**WHAT IS EXPECTED**
Set down all of the data that follows word for word, without the images.

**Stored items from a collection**
::::

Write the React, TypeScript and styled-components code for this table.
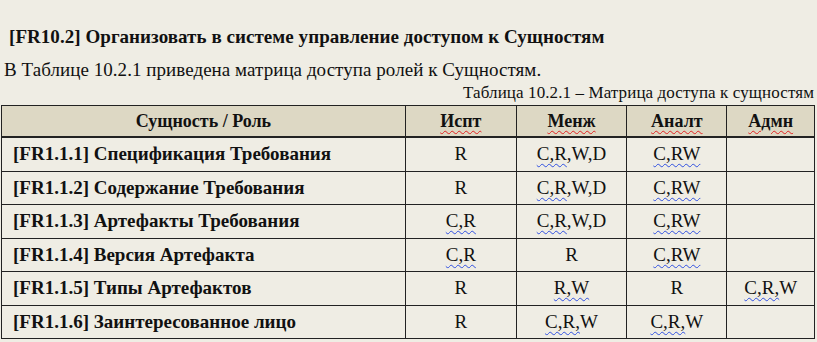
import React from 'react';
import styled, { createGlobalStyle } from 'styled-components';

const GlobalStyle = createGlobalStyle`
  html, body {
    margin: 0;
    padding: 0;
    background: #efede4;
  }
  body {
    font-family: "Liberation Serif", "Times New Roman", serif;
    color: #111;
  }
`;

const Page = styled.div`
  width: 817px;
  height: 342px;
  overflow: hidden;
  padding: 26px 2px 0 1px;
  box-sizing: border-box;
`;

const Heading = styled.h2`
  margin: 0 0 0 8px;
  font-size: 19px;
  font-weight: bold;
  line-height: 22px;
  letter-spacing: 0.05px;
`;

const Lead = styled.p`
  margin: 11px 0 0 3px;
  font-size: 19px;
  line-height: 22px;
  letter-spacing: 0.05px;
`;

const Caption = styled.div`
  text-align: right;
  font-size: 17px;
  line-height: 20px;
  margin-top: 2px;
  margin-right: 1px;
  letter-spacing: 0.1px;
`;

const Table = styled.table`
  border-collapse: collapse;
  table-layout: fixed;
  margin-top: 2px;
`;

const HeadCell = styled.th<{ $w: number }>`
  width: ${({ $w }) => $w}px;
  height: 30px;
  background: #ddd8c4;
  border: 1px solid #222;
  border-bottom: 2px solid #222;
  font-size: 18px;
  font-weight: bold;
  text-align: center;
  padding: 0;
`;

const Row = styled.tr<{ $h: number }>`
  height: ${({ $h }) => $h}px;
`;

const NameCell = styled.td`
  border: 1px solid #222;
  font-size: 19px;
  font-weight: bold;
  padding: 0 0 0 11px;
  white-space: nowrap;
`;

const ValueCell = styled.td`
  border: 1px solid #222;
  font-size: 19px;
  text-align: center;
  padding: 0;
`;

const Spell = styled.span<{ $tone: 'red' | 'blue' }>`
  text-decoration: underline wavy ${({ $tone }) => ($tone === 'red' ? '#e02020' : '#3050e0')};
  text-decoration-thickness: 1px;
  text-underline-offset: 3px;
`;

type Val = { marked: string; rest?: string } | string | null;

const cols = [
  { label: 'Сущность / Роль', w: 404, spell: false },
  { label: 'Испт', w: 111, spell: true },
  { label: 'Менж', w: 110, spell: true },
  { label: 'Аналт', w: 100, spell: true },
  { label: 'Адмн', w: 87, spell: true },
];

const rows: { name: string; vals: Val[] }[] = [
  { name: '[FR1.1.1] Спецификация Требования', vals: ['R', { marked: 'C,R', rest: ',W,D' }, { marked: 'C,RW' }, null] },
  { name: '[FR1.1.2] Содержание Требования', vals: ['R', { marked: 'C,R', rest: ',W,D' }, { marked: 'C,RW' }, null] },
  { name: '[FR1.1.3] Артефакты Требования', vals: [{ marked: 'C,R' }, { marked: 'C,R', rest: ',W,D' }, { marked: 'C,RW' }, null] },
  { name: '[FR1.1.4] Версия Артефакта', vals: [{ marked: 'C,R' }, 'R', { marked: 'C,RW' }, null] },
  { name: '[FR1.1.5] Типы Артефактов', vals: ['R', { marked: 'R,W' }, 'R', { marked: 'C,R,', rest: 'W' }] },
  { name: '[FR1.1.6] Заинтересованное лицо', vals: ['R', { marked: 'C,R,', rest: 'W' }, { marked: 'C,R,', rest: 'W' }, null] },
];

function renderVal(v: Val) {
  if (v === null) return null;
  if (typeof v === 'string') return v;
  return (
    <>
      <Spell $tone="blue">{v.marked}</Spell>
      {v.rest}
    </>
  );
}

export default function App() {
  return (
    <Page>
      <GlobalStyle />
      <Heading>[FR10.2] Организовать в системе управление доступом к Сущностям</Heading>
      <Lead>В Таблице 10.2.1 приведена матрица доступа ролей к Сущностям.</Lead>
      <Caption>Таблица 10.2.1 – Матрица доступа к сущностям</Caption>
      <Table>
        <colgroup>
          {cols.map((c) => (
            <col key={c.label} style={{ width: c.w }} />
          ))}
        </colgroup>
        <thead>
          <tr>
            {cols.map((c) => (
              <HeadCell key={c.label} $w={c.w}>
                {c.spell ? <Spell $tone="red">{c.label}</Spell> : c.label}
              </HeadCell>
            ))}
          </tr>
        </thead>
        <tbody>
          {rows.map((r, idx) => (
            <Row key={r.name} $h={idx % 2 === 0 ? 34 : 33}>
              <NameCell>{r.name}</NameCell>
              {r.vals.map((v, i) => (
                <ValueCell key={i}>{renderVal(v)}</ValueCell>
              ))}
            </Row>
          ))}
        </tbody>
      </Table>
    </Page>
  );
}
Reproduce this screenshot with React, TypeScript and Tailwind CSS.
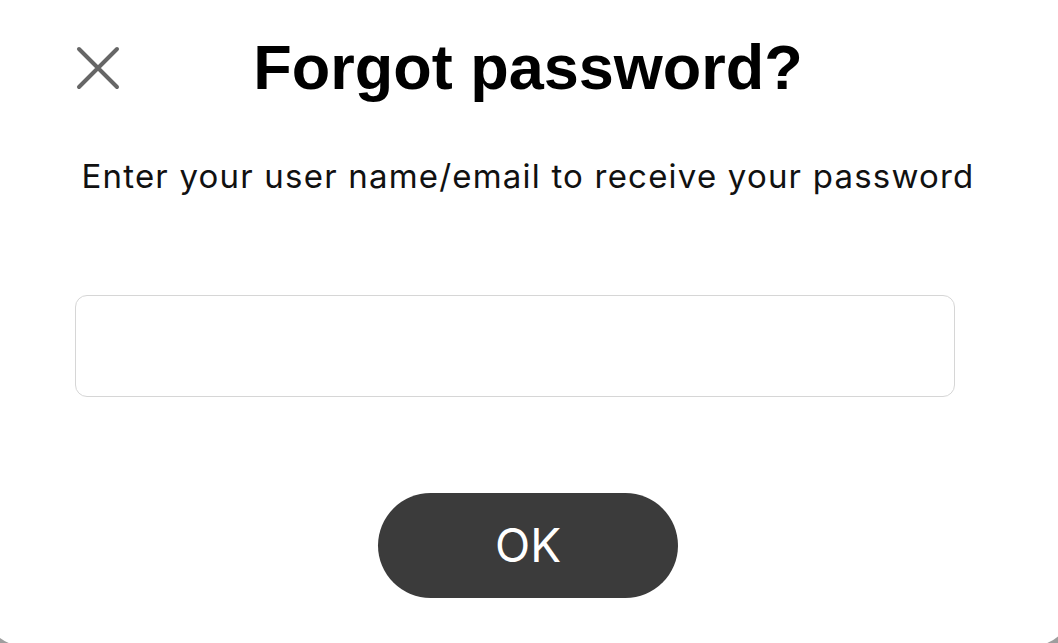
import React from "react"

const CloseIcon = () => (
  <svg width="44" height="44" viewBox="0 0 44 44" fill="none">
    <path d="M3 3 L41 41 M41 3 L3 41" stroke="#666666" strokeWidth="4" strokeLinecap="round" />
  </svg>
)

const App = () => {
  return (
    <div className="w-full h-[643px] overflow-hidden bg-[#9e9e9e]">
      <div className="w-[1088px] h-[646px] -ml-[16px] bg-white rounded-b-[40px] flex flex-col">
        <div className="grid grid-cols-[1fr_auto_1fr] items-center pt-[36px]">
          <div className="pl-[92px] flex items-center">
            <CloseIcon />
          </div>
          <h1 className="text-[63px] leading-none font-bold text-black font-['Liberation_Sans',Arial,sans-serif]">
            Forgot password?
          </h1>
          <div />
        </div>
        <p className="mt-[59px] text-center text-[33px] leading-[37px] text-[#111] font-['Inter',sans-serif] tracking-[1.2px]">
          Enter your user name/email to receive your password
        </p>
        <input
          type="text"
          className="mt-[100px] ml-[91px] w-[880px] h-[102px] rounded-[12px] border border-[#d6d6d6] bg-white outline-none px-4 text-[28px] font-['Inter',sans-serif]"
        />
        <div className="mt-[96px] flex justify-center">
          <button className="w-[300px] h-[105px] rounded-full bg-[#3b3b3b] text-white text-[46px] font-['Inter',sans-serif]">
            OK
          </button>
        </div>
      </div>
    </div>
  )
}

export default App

::::

**EXERCISE ANSWER**
Write the React, TypeScript and styled-components code for this table.
import React from 'react';
import styled, { createGlobalStyle } from 'styled-components';

const GlobalStyle = createGlobalStyle`
  html, body {
    margin: 0;
    padding: 0;
    background: #efede4;
  }
  body {
    font-family: "Liberation Serif", "Times New Roman", serif;
    color: #111;
  }
`;

const Page = styled.div`
  width: 817px;
  height: 342px;
  overflow: hidden;
  padding: 26px 2px 0 1px;
  box-sizing: border-box;
`;

const Heading = styled.h2`
  margin: 0 0 0 8px;
  font-size: 19px;
  font-weight: bold;
  line-height: 22px;
  letter-spacing: 0.05px;
`;

const Lead = styled.p`
  margin: 11px 0 0 3px;
  font-size: 19px;
  line-height: 22px;
  letter-spacing: 0.05px;
`;

const Caption = styled.div`
  text-align: right;
  font-size: 17px;
  line-height: 20px;
  margin-top: 2px;
  margin-right: 1px;
  letter-spacing: 0.1px;
`;

const Table = styled.table`
  border-collapse: collapse;
  table-layout: fixed;
  margin-top: 2px;
`;

const HeadCell = styled.th<{ $w: number }>`
  width: ${({ $w }) => $w}px;
  height: 30px;
  background: #ddd8c4;
  border: 1px solid #222;
  border-bottom: 2px solid #222;
  font-size: 18px;
  font-weight: bold;
  text-align: center;
  padding: 0;
`;

const Row = styled.tr<{ $h: number }>`
  height: ${({ $h }) => $h}px;
`;

const NameCell = styled.td`
  border: 1px solid #222;
  font-size: 19px;
  font-weight: bold;
  padding: 0 0 0 11px;
  white-space: nowrap;
`;

const ValueCell = styled.td`
  border: 1px solid #222;
  font-size: 19px;
  text-align: center;
  padding: 0;
`;

const Spell = styled.span<{ $tone: 'red' | 'blue' }>`
  text-decoration: underline wavy ${({ $tone }) => ($tone === 'red' ? '#e02020' : '#3050e0')};
  text-decoration-thickness: 1px;
  text-underline-offset: 3px;
`;

type Val = { marked: string; rest?: string } | string | null;

const cols = [
  { label: 'Сущность / Роль', w: 404, spell: false },
  { label: 'Испт', w: 111, spell: true },
  { label: 'Менж', w: 110, spell: true },
  { label: 'Аналт', w: 100, spell: true },
  { label: 'Адмн', w: 87, spell: true },
];

const rows: { name: string; vals: Val[] }[] = [
  { name: '[FR1.1.1] Спецификация Требования', vals: ['R', { marked: 'C,R', rest: ',W,D' }, { marked: 'C,RW' }, null] },
  { name: '[FR1.1.2] Содержание Требования', vals: ['R', { marked: 'C,R', rest: ',W,D' }, { marked: 'C,RW' }, null] },
  { name: '[FR1.1.3] Артефакты Требования', vals: [{ marked: 'C,R' }, { marked: 'C,R', rest: ',W,D' }, { marked: 'C,RW' }, null] },
  { name: '[FR1.1.4] Версия Артефакта', vals: [{ marked: 'C,R' }, 'R', { marked: 'C,RW' }, null] },
  { name: '[FR1.1.5] Типы Артефактов', vals: ['R', { marked: 'R,W' }, 'R', { marked: 'C,R,', rest: 'W' }] },
  { name: '[FR1.1.6] Заинтересованное лицо', vals: ['R', { marked: 'C,R,', rest: 'W' }, { marked: 'C,R,', rest: 'W' }, null] },
];

function renderVal(v: Val) {
  if (v === null) return null;
  if (typeof v === 'string') return v;
  return (
    <>
      <Spell $tone="blue">{v.marked}</Spell>
      {v.rest}
    </>
  );
}

export default function App() {
  return (
    <Page>
      <GlobalStyle />
      <Heading>[FR10.2] Организовать в системе управление доступом к Сущностям</Heading>
      <Lead>В Таблице 10.2.1 приведена матрица доступа ролей к Сущностям.</Lead>
      <Caption>Таблица 10.2.1 – Матрица доступа к сущностям</Caption>
      <Table>
        <colgroup>
          {cols.map((c) => (
            <col key={c.label} style={{ width: c.w }} />
          ))}
        </colgroup>
        <thead>
          <tr>
            {cols.map((c) => (
              <HeadCell key={c.label} $w={c.w}>
                {c.spell ? <Spell $tone="red">{c.label}</Spell> : c.label}
              </HeadCell>
            ))}
          </tr>
        </thead>
        <tbody>
          {rows.map((r, idx) => (
            <Row key={r.name} $h={idx % 2 === 0 ? 34 : 33}>
              <NameCell>{r.name}</NameCell>
              {r.vals.map((v, i) => (
                <ValueCell key={i}>{renderVal(v)}</ValueCell>
              ))}
            </Row>
          ))}
        </tbody>
      </Table>
    </Page>
  );
}
Reproduce this screenshot with React, TypeScript and Tailwind CSS.
import React from "react"

const CloseIcon = () => (
  <svg width="44" height="44" viewBox="0 0 44 44" fill="none">
    <path d="M3 3 L41 41 M41 3 L3 41" stroke="#666666" strokeWidth="4" strokeLinecap="round" />
  </svg>
)

const App = () => {
  return (
    <div className="w-full h-[643px] overflow-hidden bg-[#9e9e9e]">
      <div className="w-[1088px] h-[646px] -ml-[16px] bg-white rounded-b-[40px] flex flex-col">
        <div className="grid grid-cols-[1fr_auto_1fr] items-center pt-[36px]">
          <div className="pl-[92px] flex items-center">
            <CloseIcon />
          </div>
          <h1 className="text-[63px] leading-none font-bold text-black font-['Liberation_Sans',Arial,sans-serif]">
            Forgot password?
          </h1>
          <div />
        </div>
        <p className="mt-[59px] text-center text-[33px] leading-[37px] text-[#111] font-['Inter',sans-serif] tracking-[1.2px]">
          Enter your user name/email to receive your password
        </p>
        <input
          type="text"
          className="mt-[100px] ml-[91px] w-[880px] h-[102px] rounded-[12px] border border-[#d6d6d6] bg-white outline-none px-4 text-[28px] font-['Inter',sans-serif]"
        />
        <div className="mt-[96px] flex justify-center">
          <button className="w-[300px] h-[105px] rounded-full bg-[#3b3b3b] text-white text-[46px] font-['Inter',sans-serif]">
            OK
          </button>
        </div>
      </div>
    </div>
  )
}

export default App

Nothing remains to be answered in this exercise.